Saturday, September 23, 2006

Local Immigration Enforcement Is Bad Idea

There is a bill pending before the U.S. Congress that would put the burden of immigration enforcement back on state and local law enforcement agencies. As an abstract idea this may sound good, but in reality, this would put a real burden on on our city governments and our police departments.

In a time when most cities are already having trouble adequately funding our law enforcement needs, this would raise the financial burden. Our jails are already overcrowded. Here in Tarrant County, we already have three county jails and money has been approved to build a fourth. If the immigration enforcement bill is passed, even more jails would be needed, and also more police officers would be needed. I believe it is an understatement to say it would increase the tax burden on citizens.

It would also hamper law enforcement in their efforts to control other crimes. Where are you going to put the criminals if the jails are full of illegal immigrants? It will also take time and manpower from criminal investigations and community police patrols. Officers arresting illegal aliens and processing the paperwork for that required by the federal government, will not be on the street protecting us from real criminals.

The bill would also create an unprotected underclass in our country. Those who are here illegally would no longer be able to call on police when they are the victims of crime - even violent crime. If these victims did call, they are the ones that would be treated as a criminal. The real criminals would have a whole group of people to victimize with little worry that police would be called.
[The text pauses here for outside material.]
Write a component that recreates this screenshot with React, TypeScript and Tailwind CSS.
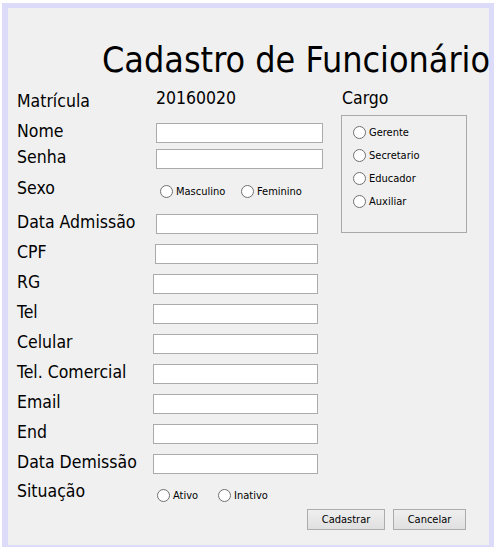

I am not alone in believing that this local immigration enforcement bill is a really bad idea. Here is what some Tarrant County law enforcement officials have to say on the matter:

Tarrant County Sheriff Dee Anderson
"I don't have the jail space to start rounding up people innocently walking down the street who are in the country illegally but aren't otherwise doing anything wrong. This is a very sticky, controversial issue that law enforcement is going to have to step backand determine what our role is locally. I don't see us swinging back to the old ways in the near future of just seeing someone from another country and locking them up."

Fort Worth Police Chief Ralph Mendoza
"The pot has a hole in it, and it keeps leaking. Once they secure the border, then they can deal with the illiegal immigrants already here. They're [immigrants] not going to feel secure or safe enough to call for help. It was a problem years before, and it would be a problem again."

Grapevine Police Chief Eddie Salame
"I'm concerned that enforcing the federal law would set us back in the minority communities. We would create a group of people who would not be calling police anymore."

This is just a bad bill. If the federal government wants stricter enforcement of immigration, they need to fund and do it themselves. Our local communities and police agencies already have all they can handle. Another unfunded federal mandate would just make the situation worse, not better.


  1. What are the different gubernatorial candidates' views on local immigration enforcement?

  2. The only candidate I know who has come out in favor of this issue is Kinky who told the El Paso times "he supports groups such as the Minutemen Civil Defense Corp."

  3. I believe both Kinky AND Carole "4 names, 3 parties" Strayhorn have embraced the Minutemen.

    And before you twist your elbow patting Rick "Aquanet" Perry on the back, the ONLY reason he's not in bed with the Minutemen is because the corrupt home builders and anti-worker chambers of commerce pay him to let in just enough illegal workers to depress the prevailing wage.